Eireene Amongst Boats
Part 2 of 2 Part Series

The sun pours in from the cabin windows and from the open hatch above. A cooling breeze wafts into the cozy space smelling of salt and seaweed. The bark of harbor seals, the “ting ting” clang of various ropes hitting against wrapped sails, and the ever-present seagulls squawk overhead. Eireene and I share our thoughts on writing tucked inside the boat docked at Half Moon Bay California’s Pillar Point Harbor.

The Nest: Tales from Bela Rechka, book written by Eireene Nealand, Photographs by Megan Lueneburg, available on Academia.edu for download

Uncommon Approaches to Structure

Eva: I like to base my writing around dialogue. Just focusing on what people would say and then tightening it up and trying to make it sound funnier. I don’t really have jokes, it’s just the situation that’s humorous.

Eireene: Did your family go back and forth a lot?

Eva: Sometimes we’d have a banter.

Eireene: I don’t think I ever learned that.

Eva: You didn’t banter?

Eva Writing in a Boat

Eireene: Yeah, I’m too serious. (laughs)

Eva: But you had music? All of your family members know how to play instruments?

Eireene: Yes. I think it helps to have that. I really write by the sounds of language a lot. So I think I paid a lot of attention to songs. As I write I’m hearing the tones and the sounds. A lot derived from poetry. I love overhearing conversations.

Eva: Right I saw some of your snippets.

Eireene: I’m trying to figure out what to do with the snippets.

Eva: So are you going to take those and make a story?

Eireene: I need to figure it out but I think that’s actually going to be my style. It’s going to have to do with how many conversations I’ve ever heard. Cause I’ve been doing it for years. I have giant files of people’s conversations.

Eva: Do you go back and look at them?

Eireene: Every now and then and I’ll modify them a little bit. And I’ve also learned a lot about storytelling. People are so good at telling stories out loud to each other like in coffee shops. I’m amazed people just visualize the whole landscape and they have a good sense of pacing.

Eireene: Nothing happens in the one little snippet but then you put another snippet next to it…

Eva: It’s like a collage.

Eireene: I like that one little story will connect to another story and deepen it. One sort of becomes a metaphor for the other one.

Eva: You’re kind of like a reporter.

I think a lot about structure. I worry about it and I think about it. And that happens until I know the big structure.

Eireene: I’m more of an arranger. Same with the historical stuff. I just get open to facts and mash them together. I think a lot about structure. I worry about it and I think about it.
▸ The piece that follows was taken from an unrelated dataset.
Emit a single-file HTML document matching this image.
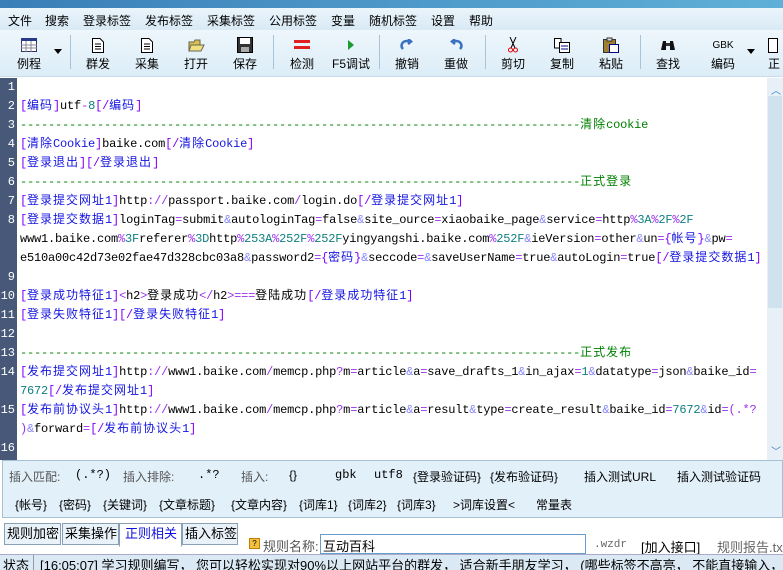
<!DOCTYPE html>
<html><head><meta charset="utf-8"><style>
*{margin:0;padding:0;box-sizing:border-box}
body{width:783px;height:570px;overflow:hidden;background:#fff;font-family:"Liberation Sans","Noto Sans CJK SC",sans-serif;font-size:12px;position:relative}
.title{position:absolute;left:0;top:0;width:783px;height:8px;background:linear-gradient(90deg,#3a7fb8,#5fb0d8)}
.menu{position:absolute;left:0;top:8px;width:783px;height:22px;background:linear-gradient(#eaf4fb,#d9eaf5);font-size:12px}
.menu span{position:absolute;top:4px}
.tb{position:absolute;left:0;top:30px;width:783px;height:47px;background:linear-gradient(#eef6fc,#dcedf7);border-bottom:1px solid #c8dceb}
.btn{position:absolute;top:7px;text-align:center;font-size:12px;width:40px}
.btn .ic{height:16px;margin:0 auto 2px;display:flex;justify-content:center;align-items:center}
.sep{position:absolute;top:5px;width:1px;height:34px;background:#a9c4da}
.gut{position:absolute;left:0;top:78px;width:17px;height:382px;background:#485878}
.ln{position:absolute;right:2px;color:#fff;font-family:"Liberation Mono",monospace;font-size:12px;height:19px;line-height:19px}
.ed{position:absolute;left:20px;top:78px;font-family:"Liberation Mono","Noto Sans CJK SC",monospace;font-size:12px;letter-spacing:-0.2px}
.row{position:absolute;left:0;height:19px;line-height:19px;white-space:pre}
i{font-style:normal;letter-spacing:1px}
.b{color:#8000ff}.t{color:#1515e0}.o{color:#9a30f0}.a{color:#8888ff}.n{color:#108080}.g{color:#008000}
.sb{position:absolute;left:767px;top:78px;width:16px;height:382px;background:#e6f0f6}
.panel{position:absolute;left:2px;top:460px;width:781px;height:58px;background:#e2f0fa;border:1px solid #a8c0d4}
.panel span{position:absolute;font-size:12px}
.tab{position:absolute;top:523px;height:22px;border:1px solid #8aa0b4;background:#e8f2f8;font-size:13px;padding:2px 2px;line-height:16px;white-space:nowrap;overflow:hidden}
.status{position:absolute;left:0;top:554px;width:783px;height:16px;background:#dbe9f4;border-top:1px solid #aac;font-size:13px;white-space:nowrap;overflow:hidden}
</style></head><body>
<div class="title"></div>
<div class="menu">
<span style="left:8px">文件</span><span style="left:45px">搜索</span><span style="left:83px">登录标签</span><span style="left:145px">发布标签</span><span style="left:207px">采集标签</span><span style="left:269px">公用标签</span><span style="left:331px">变量</span><span style="left:369px">随机标签</span><span style="left:431px">设置</span><span style="left:469px">帮助</span>
</div>
<div class="tb">
<div class="btn" style="left:9px"><div class="ic"><svg width="16" height="14"><rect x="0.5" y="0.5" width="15" height="13" fill="#fff" stroke="#336"/><rect x="0" y="0" width="16" height="3" fill="#2a3a8a"/><path d="M0 7H16M0 10H16M5 3V14M10 3V14" stroke="#889"/></svg></div>例程</div>
<div style="position:absolute;left:54px;top:19px;border:4px solid transparent;border-top:5px solid #000"></div>
<div class="sep" style="left:70px"></div>
<div class="btn" style="left:78px"><div class="ic"><svg width="12" height="15"><path d="M.5 .5H8L11.5 4V14.5H.5Z" fill="#fff" stroke="#000"/><path d="M3 6H9M3 8.5H9M3 11H9" stroke="#000"/></svg></div>群发</div>
<div class="btn" style="left:127px"><div class="ic"><svg width="12" height="15"><path d="M.5 .5H8L11.5 4V14.5H.5Z" fill="#fff" stroke="#000"/><path d="M3 6H9M3 8.5H9M3 11H9" stroke="#000"/></svg></div>采集</div>
<div class="btn" style="left:176px"><div class="ic"><svg width="17" height="14"><path d="M1 4H6L7 2H12V13H1Z" fill="#d8c050" stroke="#665"/><path d="M3 7H16L13 13H1Z" fill="#f0e080" stroke="#665"/></svg></div>打开</div>
<div class="btn" style="left:225px"><div class="ic"><svg width="16" height="16"><rect x=".5" y=".5" width="15" height="15" fill="#333" stroke="#000"/><rect x="3" y="1" width="10" height="6" fill="#fff"/><rect x="4" y="10" width="8" height="5" fill="#aaa"/></svg></div>保存</div>
<div class="sep" style="left:273px"></div>
<div class="btn" style="left:282px"><div class="ic"><svg width="16" height="12"><rect y="1" width="16" height="3" fill="#e02020"/><rect y="7" width="16" height="3" fill="#e02020"/></svg></div>检测</div>
<div class="btn" style="left:331px"><div class="ic"><svg width="8" height="12"><path d="M1 1L7 6L1 11Z" fill="#1a9a30"/></svg></div>F5调试</div>
<div class="sep" style="left:379px"></div>
<div class="btn" style="left:387px"><div class="ic"><svg width="14" height="12"><path d="M3 10C0 7 2 2 7 2H10M8 0L11 2.5L8 5" fill="none" stroke="#3a70c0" stroke-width="2.5"/></svg></div>撤销</div>
<div class="btn" style="left:436px"><div class="ic"><svg width="14" height="12"><path d="M11 10C14 7 12 2 7 2H4M6 0L3 2.5L6 5" fill="none" stroke="#3a70c0" stroke-width="2.5"/></svg></div>重做</div>
<div class="sep" style="left:485px"></div>
<div class="btn" style="left:493px"><div class="ic"><svg width="10" height="16"><path d="M2 0L7 11M8 0L3 11" stroke="#000"/><circle cx="2.5" cy="13" r="2" fill="none" stroke="#d00"/><circle cx="7.5" cy="13" r="2" fill="none" stroke="#d00"/></svg></div>剪切</div>
<div class="btn" style="left:542px"><div class="ic"><svg width="16" height="15"><path d="M.5 .5H7V10H.5Z" fill="#fff" stroke="#000"/><path d="M5.5 4.5H15.5V14.5H5.5Z" fill="#fff" stroke="#000"/><path d="M7 8H14M7 11H14" stroke="#008"/></svg></div>复制</div>
<div class="btn" style="left:591px"><div class="ic"><svg width="16" height="16"><rect x=".5" y="2.5" width="12" height="13" fill="#a08030" stroke="#333"/><rect x="4" y="1" width="5" height="3" fill="#ddd" stroke="#333"/><rect x="6.5" y="7.5" width="9" height="8" fill="#fff" stroke="#008"/></svg></div>粘贴</div>
<div class="sep" style="left:640px"></div>
<div class="btn" style="left:648px"><div class="ic"><svg width="16" height="12"><path d="M1 11L3 2H6V11ZM15 11L13 2H10V11Z" fill="#111"/><rect x="6" y="4" width="4" height="3" fill="#333"/></svg></div>查找</div>
<div class="btn" style="left:703px"><div class="ic" style="font-size:10px">GBK</div>编码</div>
<div style="position:absolute;left:747px;top:19px;border:4px solid transparent;border-top:5px solid #000"></div>
<div class="btn" style="left:768px;width:20px;text-align:left"><div class="ic" style="justify-content:flex-start"><svg width="10" height="15"><path d="M.5 .5H9.5V14.5H.5Z" fill="#fff" stroke="#000"/></svg></div>正</div>
</div>
<div class="gut">
<div class="ln" style="top:0">1</div><div class="ln" style="top:19px">2</div><div class="ln" style="top:38px">3</div><div class="ln" style="top:57px">4</div><div class="ln" style="top:76px">5</div><div class="ln" style="top:95px">6</div><div class="ln" style="top:114px">7</div><div class="ln" style="top:133px">8</div><div class="ln" style="top:190px">9</div><div class="ln" style="top:209px">10</div><div class="ln" style="top:228px">11</div><div class="ln" style="top:247px">12</div><div class="ln" style="top:266px">13</div><div class="ln" style="top:285px">14</div><div class="ln" style="top:323px">15</div><div class="ln" style="top:361px">16</div>
</div>
<div class="ed">
<div class="row" style="top:19px"><span class="b">[</span><i class="t">编码</i><span class="b">]</span>utf<span class="o">-</span><span class="n">8</span><span class="b">[/</span><i class="t">编码</i><span class="b">]</span></div>
<div class="row g" style="top:38px">--------------------------------------------------------------------------------<i>清除</i>cookie</div>
<div class="row" style="top:57px"><span class="b">[</span><i class="t">清除</i><span class="t">Cookie</span><span class="b">]</span>baike.com<span class="b">[/</span><i class="t">清除</i><span class="t">Cookie</span><span class="b">]</span></div>
<div class="row" style="top:76px"><span class="b">[</span><i class="t">登录退出</i><span class="b">][/</span><i class="t">登录退出</i><span class="b">]</span></div>
<div class="row g" style="top:95px">--------------------------------------------------------------------------------<i>正式登录</i></div>
<div class="row" style="top:114px"><span class="b">[</span><i class="t">登录提交网址</i><span class="t">1</span><span class="b">]</span>http<span class="o">://</span>passport.baike.com<span class="o">/</span>login.do<span class="b">[/</span><i class="t">登录提交网址</i><span class="t">1</span><span class="b">]</span></div>
<div class="row" style="top:133px"><span class="b">[</span><i class="t">登录提交数据</i><span class="t">1</span><span class="b">]</span>loginTag<span class="o">=</span>submit<span class="a">&amp;</span>autologinTag<span class="o">=</span>false<span class="a">&amp;</span>site_ource<span class="o">=</span>xiaobaike_page<span class="a">&amp;</span>service<span class="o">=</span>http<span class="o">%</span><span class="n">3A</span><span class="o">%</span><span class="n">2F</span><span class="o">%</span><span class="n">2F</span></div>
<div class="row" style="top:152px">www1.baike.com<span class="o">%</span><span class="n">3F</span>referer<span class="o">%</span><span class="n">3D</span>http<span class="o">%</span><span class="n">253A</span><span class="o">%</span><span class="n">252F</span><span class="o">%</span><span class="n">252F</span>yingyangshi.baike.com<span class="o">%</span><span class="n">252F</span><span class="a">&amp;</span>ieVersion<span class="o">=</span>other<span class="a">&amp;</span>un<span class="o">=</span><span class="b">{</span><i class="t">帐号</i><span class="b">}</span><span class="a">&amp;</span>pw<span class="o">=</span></div>
<div class="row" style="top:171px">e510a00c42d73e02fae47d328cbc03a8<span class="a">&amp;</span>password2<span class="o">=</span><span class="b">{</span><i class="t">密码</i><span class="b">}</span><span class="a">&amp;</span>seccode<span class="o">=</span><span class="a">&amp;</span>saveUserName<span class="o">=</span>true<span class="a">&amp;</span>autoLogin<span class="o">=</span>true<span class="b">[/</span><i class="t">登录提交数据</i><span class="t">1</span><span class="b">]</span></div>
<div class="row" style="top:209px"><span class="b">[</span><i class="t">登录成功特征</i><span class="t">1</span><span class="b">]</span><span class="o">&lt;</span>h2<span class="o">&gt;</span><i>登录成功</i><span class="o">&lt;/</span>h2<span class="o">&gt;===</span><i>登陆成功</i><span class="b">[/</span><i class="t">登录成功特征</i><span class="t">1</span><span class="b">]</span></div>
<div class="row" style="top:228px"><span class="b">[</span><i class="t">登录失败特征</i><span class="t">1</span><span class="b">][/</span><i class="t">登录失败特征</i><span class="t">1</span><span class="b">]</span></div>
<div class="row g" style="top:266px">--------------------------------------------------------------------------------<i>正式发布</i></div>
<div class="row" style="top:285px"><span class="b">[</span><i class="t">发布提交网址</i><span class="t">1</span><span class="b">]</span>http<span class="o">://</span>www1.baike.com<span class="o">/</span>memcp.php<span class="o">?</span>m<span class="o">=</span>article<span class="a">&amp;</span>a<span class="o">=</span>save_drafts_1<span class="a">&amp;</span>in_ajax<span class="o">=</span><span class="n">1</span><span class="a">&amp;</span>datatype<span class="o">=</span>json<span class="a">&amp;</span>baike_id<span class="o">=</span></div>
<div class="row" style="top:304px"><span class="n">7672</span><span class="b">[/</span><i class="t">发布提交网址</i><span class="t">1</span><span class="b">]</span></div>
<div class="row" style="top:323px"><span class="b">[</span><i class="t">发布前协议头</i><span class="t">1</span><span class="b">]</span>http<span class="o">://</span>www1.baike.com<span class="o">/</span>memcp.php<span class="o">?</span>m<span class="o">=</span>article<span class="a">&amp;</span>a<span class="o">=</span>result<span class="a">&amp;</span>type<span class="o">=</span>create_result<span class="a">&amp;</span>baike_id<span class="o">=</span><span class="n">7672</span><span class="a">&amp;</span>id<span class="o">=(.*?</span></div>
<div class="row" style="top:342px"><span class="o">)</span><span class="a">&amp;</span>forward<span class="o">=</span><span class="b">[/</span><i class="t">发布前协议头</i><span class="t">1</span><span class="b">]</span></div>
</div>
<div class="sb"><div style="position:absolute;left:1px;top:18px;width:14px;height:212px;background:#cfe2ee"></div><div style="position:absolute;left:4px;top:4px;color:#3a80c8;font-size:10px">︿</div><div style="position:absolute;left:4px;top:365px;color:#3a80c8;font-size:10px">﹀</div></div>
<div class="panel">
<span style="left:6px;top:7px;color:#555">插入匹配:</span><span style="left:72px;top:7px;font-family:'Liberation Mono'">(.*?)</span>
<span style="left:120px;top:7px;color:#555">插入排除:</span><span style="left:195px;top:7px;font-family:'Liberation Mono'">.*?</span>
<span style="left:238px;top:7px;color:#555">插入:</span><span style="left:286px;top:7px">{}</span>
<span style="left:332px;top:7px;font-family:'Liberation Mono'">gbk</span><span style="left:371px;top:7px;font-family:'Liberation Mono'">utf8</span>
<span style="left:410px;top:7px">{登录验证码}</span><span style="left:487px;top:7px">{发布验证码}</span>
<span style="left:581px;top:7px">插入测试URL</span><span style="left:674px;top:7px">插入测试验证码</span>
<span style="left:12px;top:35px">{帐号}</span><span style="left:56px;top:35px">{密码}</span><span style="left:100px;top:35px">{关键词}</span><span style="left:156px;top:35px">{文章标题}</span><span style="left:228px;top:35px">{文章内容}</span><span style="left:296px;top:35px">{词库1}</span><span style="left:345px;top:35px">{词库2}</span><span style="left:394px;top:35px">{词库3}</span><span style="left:450px;top:35px">&gt;词库设置&lt;</span><span style="left:533px;top:35px">常量表</span>
</div>
<div class="tab" style="left:4px;width:57px">规则加密</div>
<div class="tab" style="left:62px;width:57px">采集操作</div>
<div class="tab" style="left:119px;width:63px;background:#fff;border-bottom-color:#fff;color:#1010e0;height:24px;padding-left:5px">正则相关</div>
<div class="tab" style="left:182px;width:56px">插入标签</div>
<div style="position:absolute;left:249px;top:538px;width:11px;height:11px;background:#f4c040;border:1px solid #c08000;font-size:8px;line-height:9px;text-align:center">?</div>
<div style="position:absolute;left:263px;top:536px;font-size:13px;color:#555">规则名称:</div>
<div style="position:absolute;left:320px;top:534px;width:266px;height:20px;border:1px solid #6a9ccc;background:#fff;font-size:13px;padding:1px 2px">互动百科</div>
<div style="position:absolute;left:594px;top:539px;font-size:11px;color:#666;font-family:'Liberation Mono'">.wzdr</div>
<div style="position:absolute;left:641px;top:537px;font-size:13px">[加入接口]</div>
<div style="position:absolute;left:717px;top:537px;font-size:13px;color:#666;white-space:nowrap">规则报告.tx</div>
<div class="status"><span style="position:absolute;left:3px;top:0">状态</span><span style="position:absolute;left:33px;top:0;width:1px;height:16px;background:#99a"></span><span style="position:absolute;left:40px;top:0">[16:05:07] 学习规则编写，  您可以轻松实现对90%以上网站平台的群发，  适合新手朋友学习，  (哪些标签不高亮，  不能直接输入，  请发帖告诉我们</span></div>
</body></html>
And that happens until I know the big structure.

Eva: I think of structure as beginning-middle-end, if it flows, if it makes sense, but you have a different scope of structure.

Eireene: I like the detours.

Eva: Do you usually know what the meaning is when you start or does it appear?

Eireene: By the time I’m done writing it’s totally something else. I usually have the beginning and the ending and I stick with those things pretty strongly. Then I spend years writing the middle.

I like the detours.

Eva: So what do you want to get that down to? A couple of months?

Eireene: I’m learning so much. There’s a structural thing about how the beginning and ending are related that you just have to figure out. You can actually, hopefully, this is how I plan to save time in the future —you can sit and think about that a lot then know.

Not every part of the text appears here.